== GIVEN PROBLEM ==
In the lines below, find how many contain the word "components" and report that figure alone.

== STORED DATA ==
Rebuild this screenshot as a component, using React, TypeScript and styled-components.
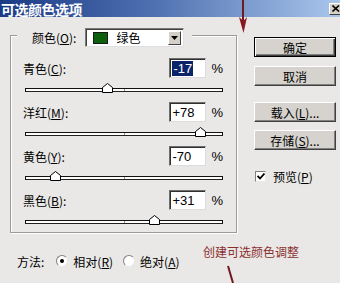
import styled, { createGlobalStyle } from 'styled-components';

const GlobalStyle = createGlobalStyle`
  body {
    margin: 0;
    background: #e9e8e6;
  }
`;

const FONT = `"Liberation Sans", "Noto Sans CJK SC", sans-serif`;

const Window = styled.div`
  position: relative;
  width: 340px;
  height: 283px;
  overflow: hidden;
  background: #e9e8e6;
  font-family: ${FONT};
  font-size: 12px;
  color: #000;
`;

const TitleBar = styled.div`
  display: flex;
  align-items: center;
  justify-content: space-between;
  height: 17px;
  padding-left: 1px;
  background: linear-gradient(to right, #1b3a86, #4f70b0 45%, #a9c6ec);
  color: #fff;
  font-weight: bold;
  font-size: 14px;
  font-family: "Noto Sans CJK SC", sans-serif;
  letter-spacing: -0.5px;
`;

const CloseButton = styled.div`
  display: flex;
  align-items: center;
  justify-content: center;
  width: 13px;
  height: 12px;
  margin-right: -2px;
  background: #d4d0c8;
  border: 1px solid;
  border-color: #fff #404040 #404040 #fff;
  box-sizing: border-box;
`;

const Body = styled.div`
  display: flex;
  padding: 18px 0 0 10px;
`;

const LeftColumn = styled.div`
  display: flex;
  flex-direction: column;
  width: 227px;
`;

const GroupBox = styled.div`
  position: relative;
  border: 1px solid #9a9a9a;
  box-shadow: 1px 1px 0 #fff, inset 1px 1px 0 #fff;
  padding: 22px 13px 8px 12px;
  height: 198px;
  box-sizing: border-box;
  display: flex;
  flex-direction: column;
  gap: 10px;
`;

const Legend = styled.div`
  position: absolute;
  left: 6px;
  top: -8px;
  height: 19px;
  display: flex;
  align-items: center;
  gap: 9px;
  padding: 0 8px 0 15px;
  background: #e9e8e6;
`;

const Mnemonic = styled.span`
  text-decoration: underline;
  text-underline-offset: 1px;
`;

const Dropdown = styled.div`
  display: flex;
  align-items: center;
  width: 99px;
  height: 19px;
  box-sizing: border-box;
  background: #fff;
  border: 1px solid;
  border-color: #7a7a7a #e0e0e0 #e0e0e0 #7a7a7a;
  box-shadow: inset 1px 1px 0 #404040;
  padding: 0 2px 0 7px;
  gap: 8px;
`;

const Swatch = styled.div<{ $color: string }>`
  width: 15px;
  height: 12px;
  background: ${(p) => p.$color};
  border: 1px solid #1a1a1a;
  box-sizing: border-box;
`;

const DropText = styled.span`
  flex: 1;
  font-family: "Noto Sans CJK SC", sans-serif;
`;

const DropArrow = styled.div`
  display: flex;
  align-items: center;
  justify-content: center;
  width: 13px;
  height: 14px;
  background: #d4d0c8;
  border: 1px solid;
  border-color: #fff #404040 #404040 #fff;
  box-sizing: border-box;
`;

const Row = styled.div`
  display: flex;
  flex-direction: column;
  gap: 10px;
`;

const InputLine = styled.div`
  display: flex;
  align-items: center;
  justify-content: space-between;
  height: 20px;
`;

const Label = styled.span`
  font-family: "Noto Sans CJK SC", sans-serif;
`;

const ValueGroup = styled.div`
  display: flex;
  align-items: center;
  gap: 5px;
  margin-right: 0;
`;

const ValueBox = styled.div`
  display: flex;
  align-items: center;
  width: 37px;
  height: 20px;
  box-sizing: border-box;
  background: #fff;
  border: 1px solid;
  border-color: #6e6e6e #dcdcdc #dcdcdc #6e6e6e;
  box-shadow: inset 1px 1px 0 #303030;
  padding-left: 2px;
  font-size: 13px;
`;

const Selected = styled.span`
  background: #0a246a;
  color: #fff;
  padding: 0 1px;
`;

const Percent = styled.span`
  font-size: 13px;
`;

const Track = styled.div`
  position: relative;
  height: 4px;
  margin: 0 0 0 2px;
  box-sizing: border-box;
  background: #fff;
  border: 1px solid #111;
  border-bottom-color: #222;
`;

const Tick = styled.div`
  position: absolute;
  left: 50%;
  top: 0;
  width: 1px;
  height: 2px;
  background: #909090;
`;

const Thumb = styled.svg`
  position: absolute;
  top: -6px;
  margin-left: -5px;
`;

const MethodRow = styled.div`
  display: flex;
  align-items: center;
  height: 16px;
  margin-top: 20px;
  padding-left: 7px;
  font-family: "Noto Sans CJK SC", sans-serif;
`;

const Radio = styled.span<{ $checked?: boolean }>`
  display: inline-flex;
  align-items: center;
  justify-content: center;
  width: 12px;
  height: 12px;
  box-sizing: border-box;
  border-radius: 50%;
  background: #fff;
  border: 1px solid;
  border-color: #808080 #e8e8e8 #e8e8e8 #808080;
  margin: 0 5px 0 ${(p) => (p.$checked ? '12px' : '10px')};

  &::after {
    content: '';
    width: 4px;
    height: 4px;
    border-radius: 50%;
    background: ${(p) => (p.$checked ? '#000' : 'transparent')};
  }
`;

const RightColumn = styled.div`
  display: flex;
  flex-direction: column;
  width: 82px;
  margin-left: 17px;
  padding-top: 2px;
`;

const Button = styled.div<{ $default?: boolean; $gap: number }>`
  display: flex;
  align-items: center;
  justify-content: center;
  height: 20px;
  margin-top: ${(p) => p.$gap}px;
  box-sizing: border-box;
  background: #d6d3ce;
  border: 1px solid;
  border-color: ${(p) => (p.$default ? '#000' : '#fff #404040 #404040 #fff')};
  box-shadow: ${(p) =>
    p.$default
      ? 'inset 1px 1px 0 #fff, inset -1px -1px 0 #404040, inset -2px -2px 0 #808080'
      : 'inset -1px -1px 0 #808080'};
  font-family: "Noto Sans CJK SC", sans-serif;
  font-size: 12px;
`;

const CheckRow = styled.div`
  display: flex;
  align-items: center;
  gap: 7px;
  margin-top: 18px;
  padding-left: 1px;
  font-family: "Noto Sans CJK SC", sans-serif;
`;

const CheckBox = styled.div`
  display: flex;
  align-items: center;
  justify-content: center;
  width: 11px;
  height: 11px;
  box-sizing: border-box;
  background: #fff;
  border: 1px solid;
  border-color: #808080 #e8e8e8 #e8e8e8 #808080;
`;

const Note = styled.div`
  position: absolute;
  left: 203px;
  top: 243px;
  color: #8a2f2f;
  font-family: "Noto Sans CJK SC", sans-serif;
  font-size: 12px;
`;

const Annotation = styled.svg`
  position: absolute;
  left: 0;
  top: 0;
  pointer-events: none;
`;

type SliderRow = {
  name: string;
  key: string;
  value: number;
  selected?: boolean;
};

const rows: SliderRow[] = [
  { name: '青色', key: 'C', value: -17, selected: true },
  { name: '洋红', key: 'M', value: 78 },
  { name: '黄色', key: 'Y', value: -70 },
  { name: '黑色', key: 'B', value: 31 },
];

const fmt = (v: number) => (v > 0 ? `+${v}` : `${v}`);

const App = () => {
  return (
    <Window>
      <GlobalStyle />
      <TitleBar>
        <span>可选颜色选项</span>
        <CloseButton>
          <svg width="8" height="7" viewBox="0 0 8 7">
            <path d="M0.5 0.5 L7 6.5 M7 0.5 L0.5 6.5" stroke="#000" strokeWidth="1.6" />
          </svg>
        </CloseButton>
      </TitleBar>
      <Body>
        <LeftColumn>
          <GroupBox>
            <Legend>
              <Label>
                颜色(<Mnemonic>O</Mnemonic>):
              </Label>
              <Dropdown>
                <Swatch $color="#0d5e0d" />
                <DropText>绿色</DropText>
                <DropArrow>
                  <svg width="7" height="4" viewBox="0 0 7 4">
                    <path d="M0 0 H7 L3.5 4 Z" fill="#000" />
                  </svg>
                </DropArrow>
              </Dropdown>
            </Legend>
            {rows.map((r) => (
              <Row key={r.key}>
                <InputLine>
                  <Label>
                    {r.name}(<Mnemonic>{r.key}</Mnemonic>):
                  </Label>
                  <ValueGroup>
                    <ValueBox>
                      {r.selected ? <Selected>{fmt(r.value)}</Selected> : fmt(r.value)}
                    </ValueBox>
                    <Percent>%</Percent>
                  </ValueGroup>
                </InputLine>
                <Track>
                  <Tick />
                  <Thumb
                    width="11"
                    height="10"
                    viewBox="0 0 11 10"
                    style={{ left: `${((r.value + 100) / 200) * 100}%` }}
                  >
                    <path d="M0.5 4.5 L5.5 0.5 L10.5 4.5 V9.5 H0.5 Z" fill="#fff" stroke="#000" />
                  </Thumb>
                </Track>
              </Row>
            ))}
          </GroupBox>
          <MethodRow>
            <span>方法:</span>
            <Radio $checked />
            <span>
              相对(<Mnemonic>R</Mnemonic>)
            </span>
            <Radio />
            <span>
              绝对(<Mnemonic>A</Mnemonic>)
            </span>
          </MethodRow>
        </LeftColumn>
        <RightColumn>
          <Button $default $gap={0}>确定</Button>
          <Button $gap={9}>取消</Button>
          <Button $gap={16}>
            载入(<Mnemonic>L</Mnemonic>)...
          </Button>
          <Button $gap={8}>
            存储(<Mnemonic>S</Mnemonic>)...
          </Button>
          <CheckRow>
            <CheckBox>
              <svg width="8" height="7" viewBox="0 0 8 7">
                <path d="M0.5 3 L3 5.5 L7.5 0.5" stroke="#000" strokeWidth="1.8" fill="none" />
              </svg>
            </CheckBox>
            <span>
              预览(<Mnemonic>P</Mnemonic>)
            </span>
          </CheckRow>
        </RightColumn>
      </Body>
      <Note>创建可选颜色调整</Note>
      <Annotation width="340" height="283" viewBox="0 0 340 283">
        <path d="M243 0 V22" stroke="#6e1a1f" strokeWidth="2" />
        <path d="M239 17 L243.5 33 L247 17 L243.5 21 Z" fill="#8a1620" />
        <path d="M228 266 L233 283" stroke="#6e1a1f" strokeWidth="2" />
      </Annotation>
    </Window>
  );
};

export default App;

== THE OUTPUT ==
2